The pseudo-left’s capacity for now to intervene in and monopolize organizations set up in struggle against Macron does not refute the PES’s assessment that the creation of independent organizations is a necessary step. Ultimately, the difficulty is not that the “yellow vests” have tried to set up such organizations, but one of political perspective. For now, political issues are not clear enough to the masses in struggle for them to consciously reject and oppose the influence of petty bourgeois parties hostile to their movement.

This raises above all the question of building of the PES itself. It has explained that the forming of organizations like the Commercy Popular Assembly paves the way for international revolutionary struggle by the working class. An international network of such organizations, independent from the nationally based unions, could allow workers to seize the means of production and transfer political power to their assemblies. They would thus renew the traditions of the October 1917 revolution, rejected by Stalinism and Pabloism.

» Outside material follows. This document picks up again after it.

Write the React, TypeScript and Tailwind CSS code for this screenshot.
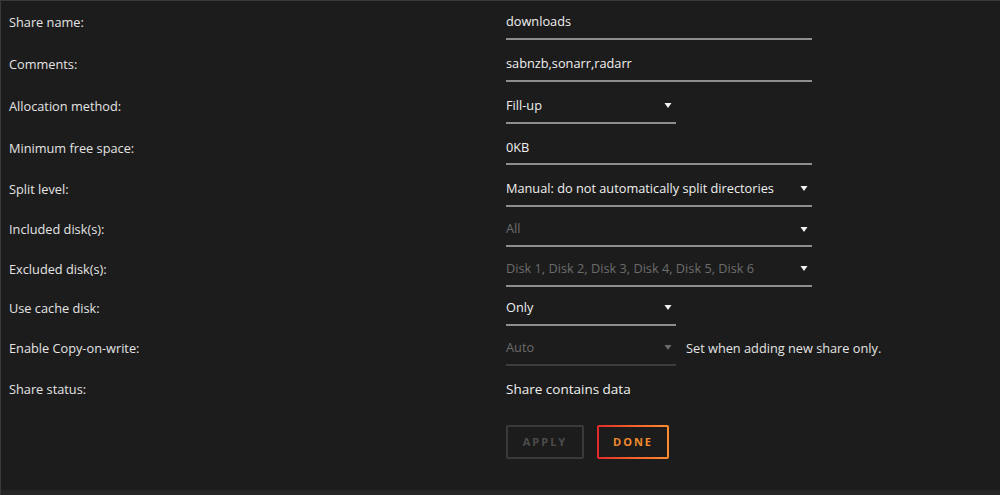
const font = { fontFamily: '"Open Sans", "Noto Sans", sans-serif' };

type Field = {
  label: string;
  value: string;
  kind: 'text' | 'select';
  width: 'long' | 'short';
  rowH: string;
  muted?: boolean;
  note?: string;
};

const fields: Field[] = [
  { label: 'Share name:', value: 'downloads', kind: 'text', width: 'long', rowH: 'h-[43px]' },
  { label: 'Comments:', value: 'sabnzb,sonarr,radarr', kind: 'text', width: 'long', rowH: 'h-[42px]' },
  { label: 'Allocation method:', value: 'Fill-up', kind: 'select', width: 'short', rowH: 'h-[41.5px]' },
  { label: 'Minimum free space:', value: '0KB', kind: 'text', width: 'long', rowH: 'h-[41.5px]' },
  { label: 'Split level:', value: 'Manual: do not automatically split directories', kind: 'select', width: 'long', rowH: 'h-[41px]' },
  { label: 'Included disk(s):', value: 'All', kind: 'select', width: 'long', muted: true, rowH: 'h-[40px]' },
  { label: 'Excluded disk(s):', value: 'Disk 1, Disk 2, Disk 3, Disk 4, Disk 5, Disk 6', kind: 'select', width: 'long', muted: true, rowH: 'h-[39px]' },
  { label: 'Use cache disk:', value: 'Only', kind: 'select', width: 'short', rowH: 'h-[39.5px]' },
  { label: 'Enable Copy-on-write:', value: 'Auto', kind: 'select', width: 'short', muted: true, note: 'Set when adding new share only.', rowH: 'h-[40.5px]' },
];

const Arrow = ({ muted }: { muted?: boolean }) => (
  <svg width="8" height="7" viewBox="0 0 8 7" className="shrink-0">
    <path d="M0.5 1 L7.5 1 L4 6 Z" fill={muted ? '#6a6a6a' : '#f2f2f2'} />
  </svg>
);

const App = () => {
  return (
    <div
      className="w-[1000px] h-[495px] bg-[#1c1c1c] border-t border-l border-[#3a3a3a] overflow-hidden flex flex-col"
      style={font}
    >
      <div className="flex-1">
        {fields.map((f) => {
          const dim = f.label === 'Enable Copy-on-write:';
          return (
            <div key={f.label} className={'flex items-center ' + f.rowH}>
              <div className="w-[505px] pl-[8px] text-[12.75px] text-[#e4e4e4]">{f.label}</div>
              <div
                className={
                  (f.width === 'long' ? 'w-[306px] ' : 'w-[170px] ') +
                  'h-[34px] flex items-center justify-between pr-[4px] border-b-2 ' +
                  (dim ? 'border-[#3c3c3c]' : 'border-[#8e8e8e]')
                }
              >
                <span className={'text-[12.75px] ' + (f.muted ? 'text-[#6c6c6c]' : 'text-[#f0f0f0]')}>{f.value}</span>
                {f.kind === 'select' && <Arrow muted={dim} />}
              </div>
              {f.note && <span className="ml-[10px] text-[12.75px] text-[#e4e4e4]">{f.note}</span>}
            </div>
          );
        })}
        <div className="flex items-center h-[41px]">
          <div className="w-[505px] pl-[8px] text-[12.75px] text-[#e4e4e4]">Share status:</div>
          <div className="text-[13.5px] text-[#f0f0f0]">Share contains data</div>
        </div>
        <div className="flex gap-[13px] pl-[505px] pt-[15px]">
          <button className="w-[78px] h-[34px] border-2 border-[#3a3a3a] rounded-[2px] text-[11px] font-bold tracking-[2px] text-[#4c4c4c]">
            APPLY
          </button>
          <div className="w-[72px] h-[34px] p-[2px] rounded-[2px] bg-gradient-to-r from-[#e22828] to-[#ff8c2f]">
            <button className="w-full h-full bg-[#1c1c1c] text-[11px] font-bold tracking-[2px] text-[#f28a2e]">
              DONE
            </button>
          </div>
        </div>
      </div>
      <div className="h-[5px] bg-[#262626]" />
    </div>
  );
};

export default App;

In the coming class struggles, in France and internationally, masses of workers will go through bitter experiences with the reactionary role of the pseudo-left parties. The decisive issue to bring these struggles to fruition will be the construction of the PES and other sections of the International Committee of the Fourth International (ICFI) around the world—to orient workers to the international class struggle and overcome the anti-revolutionary role of the union bureaucracies and pseudo-left groups.